Description of the task:
Skip the pictures. Set down, word for word, the lines from the start of the material up to and including the line with "const rightItems = leftItems.map((item)".

Dataset content:
● ● ● ●
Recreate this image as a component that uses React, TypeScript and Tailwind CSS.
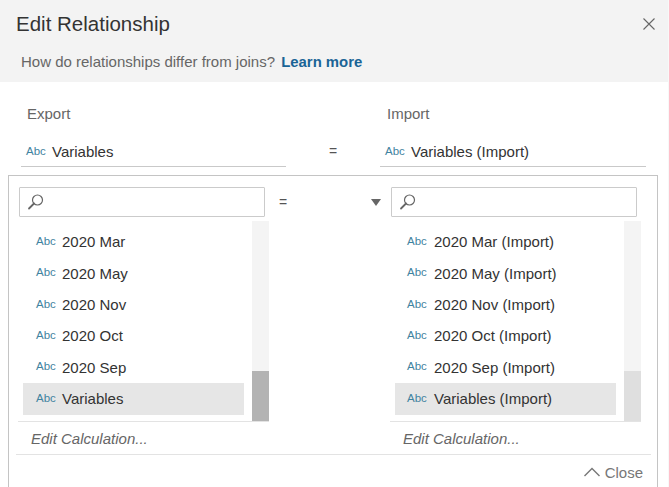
const leftItems = ["2020 Mar", "2020 May", "2020 Nov", "2020 Oct", "2020 Sep", "Variables"];
const rightItems = leftItems.map((item) => `${item} (Import)`);

function SearchIcon() {
  return (
    <svg width="18" height="18" viewBox="0 0 18 18" fill="none" className="shrink-0">
      <circle cx="10.5" cy="7" r="5" stroke="#666666" strokeWidth="1.2" />
      <path d="M7 10.5L2 15.5" stroke="#666666" strokeWidth="1.8" strokeLinecap="round" />
    </svg>
  );
}

function SearchBox() {
  return (
    <div className="w-[246px] h-[30px] border border-[#cbcbcb] rounded-[1px] flex items-center pl-[7px] bg-white">
      <SearchIcon />
    </div>
  );
}

function FieldList({ items, thumb, abcPad }: { items: string[]; thumb: string; abcPad: string }) {
  return (
    <div className="w-[250px]">
      <div className="h-[200px] mt-1 flex">
        <div className="w-[233px] pt-[6px] pl-1 pr-[8px]">
          {items.map((item, i) => (
            <div
              key={item}
              className={`h-[31.3px] flex items-center text-[15px] text-[#333333] ${abcPad} ${
                i === items.length - 1 ? "bg-[#e6e6e6]" : ""
              }`}
            >
              <span className="w-[26px] text-[11.5px] text-[#3f83a0] -translate-y-[1px]">Abc</span>
              {item}
            </div>
          ))}
        </div>
        <div className="w-[17px] bg-[#f4f4f4] flex flex-col justify-end">
          <div className={`h-[50px] ${thumb}`} />
        </div>
      </div>
      <div className="border-t border-[#e3e3e3] -ml-px h-[33px] pl-[13px] pt-[3px] flex items-center text-[15px] italic text-[#666666]">
        Edit Calculation...
      </div>
    </div>
  );
}

export default function App() {
  return (
    <div className="w-[669px] h-[487px] overflow-hidden bg-white font-['Liberation_Sans',Arial,sans-serif] border-r border-[#f8f8f8]">
      {/* Header */}
      <div className="h-[82px] bg-[#f3f3f3]">
        <div className="h-[49px] pl-4 pr-[12px] flex items-center justify-between">
          <h1 className="text-[20.5px] font-normal text-[#333333]">Edit Relationship</h1>
          <svg width="14" height="14" viewBox="0 0 14 14" fill="none" className="-translate-y-[1px]">
            <path d="M1.5 1.5L12.5 12.5M12.5 1.5L1.5 12.5" stroke="#666666" strokeWidth="1.1" />
          </svg>
        </div>
        <p className="pl-[21px] text-[15px] text-[#666666] leading-[25px]">
          How do relationships differ from joins?{" "}
          <span className="font-bold text-[#1a6496] ml-[2px] text-[14.9px]">Learn more</span>
        </p>
      </div>

      {/* Export / Import */}
      <div className="flex pt-[23px] text-[15px] text-[#666666] leading-[18px]">
        <div className="w-[387px] pl-[27px]">Export</div>
        <div>Import</div>
      </div>
      <div className="flex items-center mt-[12px] h-[32px]">
        <div className="ml-[21px] w-[265px] h-full border-b border-[#c9c9c9] flex items-center pl-[5px] pt-[4px] text-[15px] text-[#333333]">
          <span className="w-[26px] text-[11.5px] text-[#3f83a0] -translate-y-[1px]">Abc</span>
          Variables
        </div>
        <div className="w-[94px] text-center text-[14px] text-[#555555]">=</div>
        <div className="w-[266px] h-full border-b border-[#c9c9c9] flex items-center pl-[5px] pt-[4px] text-[15px] text-[#333333]">
          <span className="w-[26px] text-[11.5px] text-[#3f83a0] -translate-y-[1px]">Abc</span>
          Variables (Import)
        </div>
      </div>

      {/* Mapping panel */}
      <div className="ml-2 mt-2 w-[650px] h-[320px] border border-b-0 border-[#c4c4c4] pt-[11px] pl-[10px]">
        <div className="flex">
          <div>
            <SearchBox />
            <FieldList items={leftItems} thumb="bg-[#b3b3b3]" abcPad="pl-[13px]" />
          </div>
          <div className="w-[122px] h-[30px] flex items-center pl-[10px] pr-[10px] justify-between shrink-0">
            <span className="text-[14px] text-[#555555]">=</span>
            <span className="w-0 h-0 border-x-[5px] border-x-transparent border-t-[7px] border-t-[#666666]" />
          </div>
          <div>
            <SearchBox />
            <FieldList items={rightItems} thumb="bg-[#dfdfdf]" abcPad="pl-[12px] [&>span]:w-[27px]" />
          </div>
        </div>
        <div className="border-t border-[#e3e3e3] -ml-[3px] w-[635px] h-[35px] pr-[8px] pt-[3px] flex items-center justify-end gap-[5px] text-[15px] text-[#777777]">
          <svg width="16" height="10" viewBox="0 0 16 10" fill="none" className="-translate-y-[2px]">
            <path d="M0.5 9L8 1.5L15.5 9" stroke="#777777" strokeWidth="1.4" />
          </svg>
          Close
        </div>
      </div>
    </div>
  );
}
● ● ● ●
Response:
Recreate this image as a component that uses React, TypeScript and Tailwind CSS.
const leftItems = ["2020 Mar", "2020 May", "2020 Nov", "2020 Oct", "2020 Sep", "Variables"];
const rightItems = leftItems.map((item) => `${item} (Import)`);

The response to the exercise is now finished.